_Given task_
Please transcribe the data that follows without the pictures, keeping every word the same.

** START OF Given data **

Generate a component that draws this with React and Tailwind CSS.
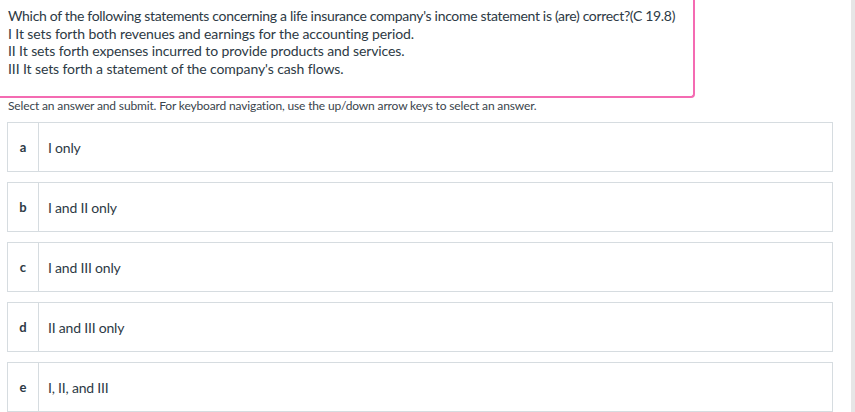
const options = [
  { letter: 'a', text: 'I only' },
  { letter: 'b', text: 'I and II only' },
  { letter: 'c', text: 'I and III only' },
  { letter: 'd', text: 'II and III only' },
  { letter: 'e', text: 'I, II, and III' },
];

export default function App() {
  return (
    <div className="relative h-[412px] w-[855px] overflow-hidden bg-white text-[#2d3a45]" style={{ fontFamily: 'Lato, "Open Sans", sans-serif' }}>
      {/* question box, only right and bottom edges show */}
      <div className="w-[695px] whitespace-nowrap border-r-2 border-b-2 border-[#f46bb2] rounded-br-[4px] pl-2 pt-[7px] pb-[19px] text-[14px] leading-[17.6px] tracking-[-0.1px]">
        <p className="tracking-[-0.32px]">Which of the following statements concerning a life insurance company's income statement is (are) correct?(C 19.8)</p>
        <p>I It sets forth both revenues and earnings for the accounting period.</p>
        <p>II It sets forth expenses incurred to provide products and services.</p>
        <p>III It sets forth a statement of the company's cash flows.</p>
      </div>

      <p className="pl-2 text-[12px] leading-[15px] tracking-[-0.15px] text-[#3a444c]">
        Select an answer and submit. For keyboard navigation, use the up/down arrow keys to select an answer.
      </p>

      <div className="ml-[7px] mt-[9px] flex w-[826px] flex-col gap-[10px]">
        {options.map((o) => (
          <div key={o.letter} className="flex h-[50px] border border-[#d6dce0] bg-white">
            <div className="flex w-[31px] items-center justify-center border-r border-[#d6dce0] text-[13px] font-bold">
              {o.letter}
            </div>
            <div className="flex items-center pl-[9px] text-[14px] tracking-[-0.2px]">{o.text}</div>
          </div>
        ))}
      </div>

      {/* scrollbar strip */}
      <div className="absolute right-0 top-0 h-full w-[4px] bg-[#e6e6e6]" />
    </div>
  );
}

** END OF Given data **

_Complete output_
Generate a component that draws this with React and Tailwind CSS.
const options = [
  { letter: 'a', text: 'I only' },
  { letter: 'b', text: 'I and II only' },
  { letter: 'c', text: 'I and III only' },
  { letter: 'd', text: 'II and III only' },
  { letter: 'e', text: 'I, II, and III' },
];

export default function App() {
  return (
    <div className="relative h-[412px] w-[855px] overflow-hidden bg-white text-[#2d3a45]" style={{ fontFamily: 'Lato, "Open Sans", sans-serif' }}>
      {/* question box, only right and bottom edges show */}
      <div className="w-[695px] whitespace-nowrap border-r-2 border-b-2 border-[#f46bb2] rounded-br-[4px] pl-2 pt-[7px] pb-[19px] text-[14px] leading-[17.6px] tracking-[-0.1px]">
        <p className="tracking-[-0.32px]">Which of the following statements concerning a life insurance company's income statement is (are) correct?(C 19.8)</p>
        <p>I It sets forth both revenues and earnings for the accounting period.</p>
        <p>II It sets forth expenses incurred to provide products and services.</p>
        <p>III It sets forth a statement of the company's cash flows.</p>
      </div>

      <p className="pl-2 text-[12px] leading-[15px] tracking-[-0.15px] text-[#3a444c]">
        Select an answer and submit. For keyboard navigation, use the up/down arrow keys to select an answer.
      </p>

      <div className="ml-[7px] mt-[9px] flex w-[826px] flex-col gap-[10px]">
        {options.map((o) => (
          <div key={o.letter} className="flex h-[50px] border border-[#d6dce0] bg-white">
            <div className="flex w-[31px] items-center justify-center border-r border-[#d6dce0] text-[13px] font-bold">
              {o.letter}
            </div>
            <div className="flex items-center pl-[9px] text-[14px] tracking-[-0.2px]">{o.text}</div>
          </div>
        ))}
      </div>

      {/* scrollbar strip */}
      <div className="absolute right-0 top-0 h-full w-[4px] bg-[#e6e6e6]" />
    </div>
  );
}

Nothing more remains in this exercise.